Cinq bides pour 2010, épisode 2 : Leclerc, arrête ton char
Ben on l’avait presque oublié, celui-là. Ses 56 tonnes, ses 7 mètres de long, ses 70 km/h en vitesse de pointe. Ah, ce bon vieux char Leclerc... La gloire militaire française, la fierté technologique de notre armée, le « meilleur char du monde », selon ses thuriféraires à gilets multipoches. L’engin, conçu par le vénérable constructeur Giat Industries (aujourd’hui Nexter), aurait dû être le prototype du char d’assaut du 21ème siècle. Il n’aura été qu’un gouffre financier doublé d’un bide improbable, que SoBiz s’en va vous conter de sa plume fourbe et malveillante.
Pourquoi ressortir cette triste affaire en 2010 ? Parce qu’elle pèse toujours, et pour longtemps, sur les comptes d’un ministère de la Défense qui n’en avait guère besoin, entre les surcoûts de l’A400M, l’achat régulier de Rafale à papy Dassault en attendant des ventes export qui ne viendront jamais, et les multiples gouffres financiers de notre bien-aimée défense nationale, type porte-avion Charles-de-Gaulle ou les antédiluviens avions de transport Transall. Oui, ceux où les hôtesses ont une coupe GI Joe et du poil dru au mollet.
Douze ans après son entrée en fonction effective, en 1998, le bilan du Leclerc se passe de commentaire. Seulement deux utilisations sur les théâtres d’opération (Kosovo et Liban), et une palanquée de bides techniques : les 17 premiers chars se sont révélés inaptes à une quelconque activité militaire et ont été retirés du service sans jamais avoir servi. Sur les 34 chars suivants, 27 ont également été mis au rebus sans servir, les sept derniers étant transformés en dépanneurs. En résumé, 44 chars Leclerc n’ont jamais servi à l’armée, soit 10% de la commande (404 chars).
Du petit lait pour Jean-Pierre Pernaut. Tout comme l’évolution du prix de l’engin au fil des années. Plus de 8,5 millions d’euros l’unité, selon les calculs de Nexter. 15,9 millions, d’après la Cour des Comptes fin 2001. 16 à 17 millions, selon le député Gilles Carrez en 2008. Tout cela pour un engin qui, dixit les colons, tombe en panne en moyenne toutes les 36 heures, et que la chute du mur de Berlin a rendu obsolète avant même sa première livraison, les armées préférant désormais des machines plus petites et plus maniables, type VBCI (véhicule blindé de combat d’infanterie).
La campagne export du Leclerc, aux Emirats Arabes Unis, aurait pu redresser un peu l’image du char français.

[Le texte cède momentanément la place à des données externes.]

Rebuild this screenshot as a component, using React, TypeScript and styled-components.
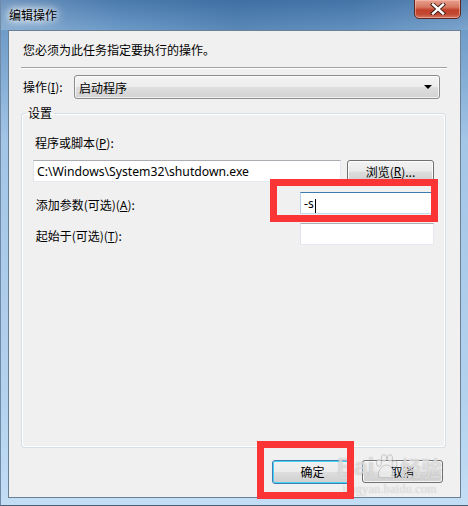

Loupé : elle a viré à l’aimable bouffonnerie. La vente mal goupillée de 388 chars n’aura été qu’une longue histoire d’arrêts de productions, de refus des Emiratis de nombreux engins pas aux performances attendues, d’envoi de centaines d’ingénieurs pour résoudre le problème, le tout avec une marge négative qui coûtera des centaines de millions d’euros par an à Nexter au début des années 2000.
Fin de l’histoire ? Loin de là. Nexter et la DGA s’acharnent à tenter de vendre des chars d’occasion à l’export : la Colombie serait intéressée par une quarantaine d’exemplaires, selon la Tribune et le blog Secret Défense, histoire de couper la chique aux T-90 russes du turbulent voisin vénézuélien Hugo Chavez. L’opération serait une aubaine pour les budgets de la défense française : selon la loi de finances, le coût du « maintien en condition opérationnelle » du char Leclerc s'élève à 113 millions d'euros par an, alors même que près de 150 sont « sous cocon », autrement dit sous bâche et inutilisables à court terme. Décidément, un bien bel investissement.